▸ THE PROBLEM:
Copy out the listing that follows, exactly, without its pictures.

▸ DATA LINES:
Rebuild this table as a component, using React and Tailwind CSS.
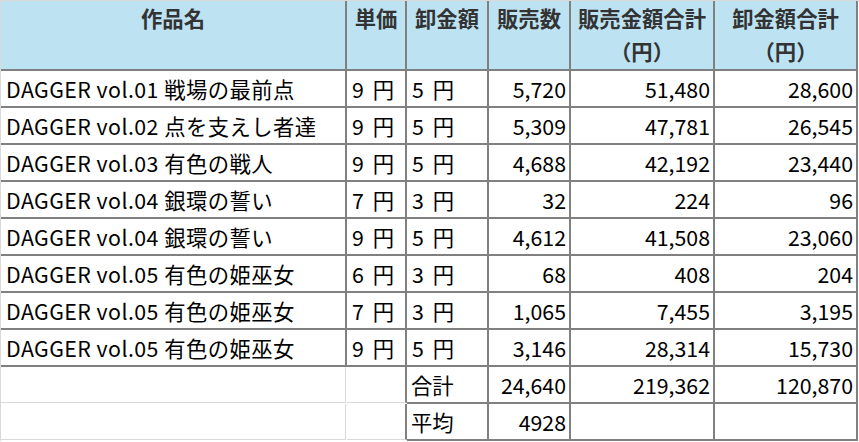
const rows = [
  ['DAGGER vol.01 戦場の最前点', '9', '5', '5,720', '51,480', '28,600'],
  ['DAGGER vol.02 点を支えし者達', '9', '5', '5,309', '47,781', '26,545'],
  ['DAGGER vol.03 有色の戦人', '9', '5', '4,688', '42,192', '23,440'],
  ['DAGGER vol.04 銀環の誓い', '7', '3', '32', '224', '96'],
  ['DAGGER vol.04 銀環の誓い', '9', '5', '4,612', '41,508', '23,060'],
  ['DAGGER vol.05 有色の姫巫女', '6', '3', '68', '408', '204'],
  ['DAGGER vol.05 有色の姫巫女', '7', '3', '1,065', '7,455', '3,195'],
  ['DAGGER vol.05 有色の姫巫女', '9', '5', '3,146', '28,314', '15,730'],
];

const head = 'h-[70px] bg-[#bde3f3] border-r-2 border-b-2 border-[#808080] text-center font-bold text-[#333333] leading-[33px]';
const cell = 'h-[37px] border-r-2 border-b-2 border-[#808080] flex items-center whitespace-nowrap';
const left = cell + ' pl-[5px]';
const right = cell + ' justify-end pr-[3px]';
const blank = 'h-[36px] mb-px border-b border-[#d9d9d9] bg-white';

export default function App() {
  return (
    <div
      className="w-[859px] h-[442px] bg-white overflow-hidden text-[21.33px] text-black"
      style={{ fontFamily: '"Noto Sans CJK JP", "Noto Sans", sans-serif' }}
    >
      <div className="w-[858px] border-l border-t border-r border-[#d9d9d9] box-content">
        <div className="grid grid-cols-[346px_60px_82px_82px_144px_143px]">
          <div className={head}>作品名</div>
          <div className={head}>単価</div>
          <div className={head}>卸金額</div>
          <div className={head}>販売数</div>
          <div className={head}>
            販売金額合計
            <br />
            （円）
          </div>
          <div className={head}>
            卸金額合計
            <br />
            （円）
          </div>

          {rows.map((r, i) => (
            <div key={i} className="contents">
              <div className={left + ' tracking-[0.45px]'}>{r[0]}</div>
              <div className={left}>
                {r[1]}
                <span className="ml-[9px]">円</span>
              </div>
              <div className={left}>
                {r[2]}
                <span className="ml-[9px]">円</span>
              </div>
              <div className={right}>{r[3]}</div>
              <div className={right}>{r[4]}</div>
              <div className={right}>{r[5]}</div>
            </div>
          ))}

          <div className={blank + ' mr-px border-r'}></div>
          <div className={blank + ' border-r-2 border-r-[#808080]'}></div>
          <div className={cell + ' pl-[4px]'}>合計</div>
          <div className={right}>24,640</div>
          <div className={right}>219,362</div>
          <div className={right}>120,870</div>

          <div className={blank + ' mr-px border-r'}></div>
          <div className={blank + ' border-r-2 border-r-[#808080]'}></div>
          <div className={cell + ' pl-[4px]'}>平均</div>
          <div className={right}>4928</div>
          <div className={cell}></div>
          <div className={cell}></div>
        </div>
      </div>
    </div>
  );
}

▸ SOLVED PROBLEM:
Rebuild this table as a component, using React and Tailwind CSS.
const rows = [
  ['DAGGER vol.01 戦場の最前点', '9', '5', '5,720', '51,480', '28,600'],
  ['DAGGER vol.02 点を支えし者達', '9', '5', '5,309', '47,781', '26,545'],
  ['DAGGER vol.03 有色の戦人', '9', '5', '4,688', '42,192', '23,440'],
  ['DAGGER vol.04 銀環の誓い', '7', '3', '32', '224', '96'],
  ['DAGGER vol.04 銀環の誓い', '9', '5', '4,612', '41,508', '23,060'],
  ['DAGGER vol.05 有色の姫巫女', '6', '3', '68', '408', '204'],
  ['DAGGER vol.05 有色の姫巫女', '7', '3', '1,065', '7,455', '3,195'],
  ['DAGGER vol.05 有色の姫巫女', '9', '5', '3,146', '28,314', '15,730'],
];

const head = 'h-[70px] bg-[#bde3f3] border-r-2 border-b-2 border-[#808080] text-center font-bold text-[#333333] leading-[33px]';
const cell = 'h-[37px] border-r-2 border-b-2 border-[#808080] flex items-center whitespace-nowrap';
const left = cell + ' pl-[5px]';
const right = cell + ' justify-end pr-[3px]';
const blank = 'h-[36px] mb-px border-b border-[#d9d9d9] bg-white';

export default function App() {
  return (
    <div
      className="w-[859px] h-[442px] bg-white overflow-hidden text-[21.33px] text-black"
      style={{ fontFamily: '"Noto Sans CJK JP", "Noto Sans", sans-serif' }}
    >
      <div className="w-[858px] border-l border-t border-r border-[#d9d9d9] box-content">
        <div className="grid grid-cols-[346px_60px_82px_82px_144px_143px]">
          <div className={head}>作品名</div>
          <div className={head}>単価</div>
          <div className={head}>卸金額</div>
          <div className={head}>販売数</div>
          <div className={head}>
            販売金額合計
            <br />
            （円）
          </div>
          <div className={head}>
            卸金額合計
            <br />
            （円）
          </div>

          {rows.map((r, i) => (
            <div key={i} className="contents">
              <div className={left + ' tracking-[0.45px]'}>{r[0]}</div>
              <div className={left}>
                {r[1]}
                <span className="ml-[9px]">円</span>
              </div>
              <div className={left}>
                {r[2]}
                <span className="ml-[9px]">円</span>
              </div>
              <div className={right}>{r[3]}</div>
              <div className={right}>{r[4]}</div>
              <div className={right}>{r[5]}</div>
            </div>
          ))}

          <div className={blank + ' mr-px border-r'}></div>
          <div className={blank + ' border-r-2 border-r-[#808080]'}></div>
          <div className={cell + ' pl-[4px]'}>合計</div>
          <div className={right}>24,640</div>
          <div className={right}>219,362</div>
          <div className={right}>120,870</div>

          <div className={blank + ' mr-px border-r'}></div>
          <div className={blank + ' border-r-2 border-r-[#808080]'}></div>
          <div className={cell + ' pl-[4px]'}>平均</div>
          <div className={right}>4928</div>
          <div className={cell}></div>
          <div className={cell}></div>
        </div>
      </div>
    </div>
  );
}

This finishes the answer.